Task description: Find each line in the following listing that has the string "this", then state the count and nothing else.

Entries provided:
##########

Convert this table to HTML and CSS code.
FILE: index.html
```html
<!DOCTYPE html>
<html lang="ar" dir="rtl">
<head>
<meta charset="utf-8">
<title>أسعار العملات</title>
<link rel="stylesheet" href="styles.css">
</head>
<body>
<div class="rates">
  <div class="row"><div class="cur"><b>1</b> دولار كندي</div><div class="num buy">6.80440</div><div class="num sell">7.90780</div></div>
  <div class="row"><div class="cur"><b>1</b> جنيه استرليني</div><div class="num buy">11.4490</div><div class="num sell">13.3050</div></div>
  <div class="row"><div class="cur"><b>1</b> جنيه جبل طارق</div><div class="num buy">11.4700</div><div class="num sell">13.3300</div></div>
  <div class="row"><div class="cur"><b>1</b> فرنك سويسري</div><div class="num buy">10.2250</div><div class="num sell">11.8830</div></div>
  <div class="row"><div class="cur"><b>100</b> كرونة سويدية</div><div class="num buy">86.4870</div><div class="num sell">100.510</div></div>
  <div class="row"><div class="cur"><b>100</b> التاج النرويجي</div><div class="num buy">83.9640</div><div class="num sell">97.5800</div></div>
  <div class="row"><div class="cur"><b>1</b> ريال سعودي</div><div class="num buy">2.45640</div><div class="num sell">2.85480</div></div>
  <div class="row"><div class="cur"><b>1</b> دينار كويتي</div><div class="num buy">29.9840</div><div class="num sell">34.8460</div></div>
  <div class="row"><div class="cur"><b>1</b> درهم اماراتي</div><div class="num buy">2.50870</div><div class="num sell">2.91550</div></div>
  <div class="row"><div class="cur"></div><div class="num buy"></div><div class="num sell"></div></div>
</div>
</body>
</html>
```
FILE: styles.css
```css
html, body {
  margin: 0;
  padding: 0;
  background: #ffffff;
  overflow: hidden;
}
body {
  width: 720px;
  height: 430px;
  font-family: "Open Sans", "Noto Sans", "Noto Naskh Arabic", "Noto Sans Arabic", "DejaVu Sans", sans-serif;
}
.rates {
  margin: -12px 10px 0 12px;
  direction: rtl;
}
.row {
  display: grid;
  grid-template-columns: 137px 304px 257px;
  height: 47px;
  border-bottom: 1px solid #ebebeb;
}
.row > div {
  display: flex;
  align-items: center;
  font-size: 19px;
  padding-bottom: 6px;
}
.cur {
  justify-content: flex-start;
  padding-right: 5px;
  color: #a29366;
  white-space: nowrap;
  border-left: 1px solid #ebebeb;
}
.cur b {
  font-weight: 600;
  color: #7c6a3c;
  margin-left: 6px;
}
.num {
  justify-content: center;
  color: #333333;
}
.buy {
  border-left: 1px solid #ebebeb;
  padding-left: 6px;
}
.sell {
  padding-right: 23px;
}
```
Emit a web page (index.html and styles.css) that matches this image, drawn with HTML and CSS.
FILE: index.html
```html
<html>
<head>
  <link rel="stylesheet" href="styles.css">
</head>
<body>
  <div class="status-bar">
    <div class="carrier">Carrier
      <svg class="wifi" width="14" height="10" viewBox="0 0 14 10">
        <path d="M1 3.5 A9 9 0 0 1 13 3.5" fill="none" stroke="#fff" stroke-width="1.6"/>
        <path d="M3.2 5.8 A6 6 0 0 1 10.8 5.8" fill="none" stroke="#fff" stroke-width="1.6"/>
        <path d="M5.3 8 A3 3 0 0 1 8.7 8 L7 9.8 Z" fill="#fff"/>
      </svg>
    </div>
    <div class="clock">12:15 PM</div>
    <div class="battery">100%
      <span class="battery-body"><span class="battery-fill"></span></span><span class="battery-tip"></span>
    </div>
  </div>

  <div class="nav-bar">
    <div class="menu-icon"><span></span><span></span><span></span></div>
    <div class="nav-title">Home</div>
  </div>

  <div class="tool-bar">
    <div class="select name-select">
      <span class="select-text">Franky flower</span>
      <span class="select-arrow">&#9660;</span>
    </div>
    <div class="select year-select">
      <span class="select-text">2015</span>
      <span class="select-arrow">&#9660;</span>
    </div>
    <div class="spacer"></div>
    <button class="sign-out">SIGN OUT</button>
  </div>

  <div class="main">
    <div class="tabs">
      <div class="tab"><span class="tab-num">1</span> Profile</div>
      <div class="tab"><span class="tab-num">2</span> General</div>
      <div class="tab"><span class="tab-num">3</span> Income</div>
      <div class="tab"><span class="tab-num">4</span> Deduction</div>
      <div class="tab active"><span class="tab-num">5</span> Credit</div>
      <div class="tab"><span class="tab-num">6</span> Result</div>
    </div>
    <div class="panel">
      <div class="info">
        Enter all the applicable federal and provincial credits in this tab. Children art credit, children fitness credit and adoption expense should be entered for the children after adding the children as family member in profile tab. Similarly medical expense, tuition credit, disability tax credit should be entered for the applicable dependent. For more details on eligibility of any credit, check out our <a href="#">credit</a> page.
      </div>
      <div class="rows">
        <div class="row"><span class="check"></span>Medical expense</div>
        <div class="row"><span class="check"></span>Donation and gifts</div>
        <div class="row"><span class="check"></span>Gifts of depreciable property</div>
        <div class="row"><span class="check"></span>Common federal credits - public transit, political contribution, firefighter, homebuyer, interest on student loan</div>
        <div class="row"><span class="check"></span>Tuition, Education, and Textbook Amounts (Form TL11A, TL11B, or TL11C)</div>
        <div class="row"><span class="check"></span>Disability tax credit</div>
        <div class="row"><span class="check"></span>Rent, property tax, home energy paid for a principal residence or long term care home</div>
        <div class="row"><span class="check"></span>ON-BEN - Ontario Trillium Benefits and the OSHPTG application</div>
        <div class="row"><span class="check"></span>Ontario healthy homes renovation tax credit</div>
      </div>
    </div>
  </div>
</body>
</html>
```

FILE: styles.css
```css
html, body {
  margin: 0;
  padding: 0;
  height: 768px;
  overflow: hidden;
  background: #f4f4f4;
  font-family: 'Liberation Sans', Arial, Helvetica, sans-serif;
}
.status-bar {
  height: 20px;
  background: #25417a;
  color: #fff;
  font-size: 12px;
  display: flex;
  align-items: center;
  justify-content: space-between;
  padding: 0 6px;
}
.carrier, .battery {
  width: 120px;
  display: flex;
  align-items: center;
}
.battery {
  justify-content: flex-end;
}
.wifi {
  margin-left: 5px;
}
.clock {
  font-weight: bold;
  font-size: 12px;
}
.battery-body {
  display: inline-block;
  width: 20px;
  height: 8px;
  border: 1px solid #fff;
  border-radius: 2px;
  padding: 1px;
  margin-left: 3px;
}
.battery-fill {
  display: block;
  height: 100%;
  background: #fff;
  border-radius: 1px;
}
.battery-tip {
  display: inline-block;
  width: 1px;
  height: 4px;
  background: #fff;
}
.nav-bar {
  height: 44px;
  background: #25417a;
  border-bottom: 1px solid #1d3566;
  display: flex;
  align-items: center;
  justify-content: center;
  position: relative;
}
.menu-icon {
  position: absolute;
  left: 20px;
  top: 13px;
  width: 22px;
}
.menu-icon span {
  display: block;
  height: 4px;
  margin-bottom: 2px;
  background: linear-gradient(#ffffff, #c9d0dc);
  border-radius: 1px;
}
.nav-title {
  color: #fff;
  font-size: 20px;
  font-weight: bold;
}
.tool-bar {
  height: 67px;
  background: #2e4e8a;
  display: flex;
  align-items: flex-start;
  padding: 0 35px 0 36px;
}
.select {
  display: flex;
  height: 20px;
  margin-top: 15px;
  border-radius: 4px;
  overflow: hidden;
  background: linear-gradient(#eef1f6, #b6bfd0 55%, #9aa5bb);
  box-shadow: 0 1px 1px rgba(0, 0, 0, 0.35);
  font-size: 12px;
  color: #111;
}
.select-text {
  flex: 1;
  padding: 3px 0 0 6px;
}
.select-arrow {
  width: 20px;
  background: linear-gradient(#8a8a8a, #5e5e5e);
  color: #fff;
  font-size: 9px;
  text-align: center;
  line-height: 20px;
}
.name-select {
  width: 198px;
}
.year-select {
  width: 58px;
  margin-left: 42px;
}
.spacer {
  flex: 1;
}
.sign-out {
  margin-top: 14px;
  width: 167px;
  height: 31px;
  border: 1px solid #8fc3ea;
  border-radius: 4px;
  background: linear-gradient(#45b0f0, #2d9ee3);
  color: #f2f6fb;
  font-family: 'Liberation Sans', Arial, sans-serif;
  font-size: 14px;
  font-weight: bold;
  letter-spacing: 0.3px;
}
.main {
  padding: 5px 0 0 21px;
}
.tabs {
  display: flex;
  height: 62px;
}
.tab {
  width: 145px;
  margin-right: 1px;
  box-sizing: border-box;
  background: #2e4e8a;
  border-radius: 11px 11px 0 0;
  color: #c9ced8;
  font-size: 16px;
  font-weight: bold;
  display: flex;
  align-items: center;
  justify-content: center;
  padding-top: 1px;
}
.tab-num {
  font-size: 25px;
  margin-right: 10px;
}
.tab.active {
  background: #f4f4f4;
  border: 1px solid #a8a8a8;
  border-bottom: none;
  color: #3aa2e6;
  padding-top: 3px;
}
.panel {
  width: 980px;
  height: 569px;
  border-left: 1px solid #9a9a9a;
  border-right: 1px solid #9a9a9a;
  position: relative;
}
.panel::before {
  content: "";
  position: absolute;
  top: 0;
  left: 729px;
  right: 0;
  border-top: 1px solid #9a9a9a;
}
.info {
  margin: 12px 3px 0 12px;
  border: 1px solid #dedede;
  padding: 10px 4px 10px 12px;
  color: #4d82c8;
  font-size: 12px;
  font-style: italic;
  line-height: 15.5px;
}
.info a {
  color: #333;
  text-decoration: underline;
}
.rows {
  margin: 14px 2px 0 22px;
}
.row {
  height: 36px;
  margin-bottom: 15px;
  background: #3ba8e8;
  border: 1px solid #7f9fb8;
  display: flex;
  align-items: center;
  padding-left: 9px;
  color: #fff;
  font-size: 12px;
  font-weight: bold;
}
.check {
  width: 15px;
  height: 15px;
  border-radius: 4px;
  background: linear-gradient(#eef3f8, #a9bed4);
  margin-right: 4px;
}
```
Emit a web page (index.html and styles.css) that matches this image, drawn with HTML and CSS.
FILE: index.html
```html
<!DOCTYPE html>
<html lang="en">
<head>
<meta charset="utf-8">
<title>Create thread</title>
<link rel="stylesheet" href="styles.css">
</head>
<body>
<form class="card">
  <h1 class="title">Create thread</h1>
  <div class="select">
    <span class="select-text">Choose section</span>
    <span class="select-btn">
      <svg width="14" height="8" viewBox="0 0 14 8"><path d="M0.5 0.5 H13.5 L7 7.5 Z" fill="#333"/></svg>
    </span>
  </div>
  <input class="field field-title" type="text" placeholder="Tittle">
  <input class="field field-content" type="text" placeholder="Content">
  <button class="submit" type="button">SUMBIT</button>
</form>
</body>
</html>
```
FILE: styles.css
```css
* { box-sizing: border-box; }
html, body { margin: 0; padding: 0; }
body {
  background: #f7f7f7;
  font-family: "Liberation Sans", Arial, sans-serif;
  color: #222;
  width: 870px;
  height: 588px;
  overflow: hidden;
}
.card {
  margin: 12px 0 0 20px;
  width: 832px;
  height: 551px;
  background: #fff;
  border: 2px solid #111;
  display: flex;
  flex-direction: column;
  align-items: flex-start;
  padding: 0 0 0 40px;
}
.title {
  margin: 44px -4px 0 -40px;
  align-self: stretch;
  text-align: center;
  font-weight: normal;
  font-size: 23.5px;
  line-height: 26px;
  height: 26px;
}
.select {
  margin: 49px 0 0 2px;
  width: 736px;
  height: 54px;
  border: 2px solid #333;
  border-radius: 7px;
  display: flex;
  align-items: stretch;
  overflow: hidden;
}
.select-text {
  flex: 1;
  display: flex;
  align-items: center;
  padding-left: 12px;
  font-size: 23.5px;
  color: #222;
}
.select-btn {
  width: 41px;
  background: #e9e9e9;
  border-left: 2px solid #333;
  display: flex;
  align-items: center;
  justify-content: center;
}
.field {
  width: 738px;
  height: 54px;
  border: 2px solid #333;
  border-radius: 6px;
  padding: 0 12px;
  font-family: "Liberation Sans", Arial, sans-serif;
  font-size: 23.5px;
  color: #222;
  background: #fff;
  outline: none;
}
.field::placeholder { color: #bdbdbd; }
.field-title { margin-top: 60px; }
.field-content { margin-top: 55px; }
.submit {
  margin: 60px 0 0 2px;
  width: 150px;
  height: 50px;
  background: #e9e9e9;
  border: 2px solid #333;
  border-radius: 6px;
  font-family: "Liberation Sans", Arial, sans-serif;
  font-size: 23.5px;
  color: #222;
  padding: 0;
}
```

##########

Expected answer: 4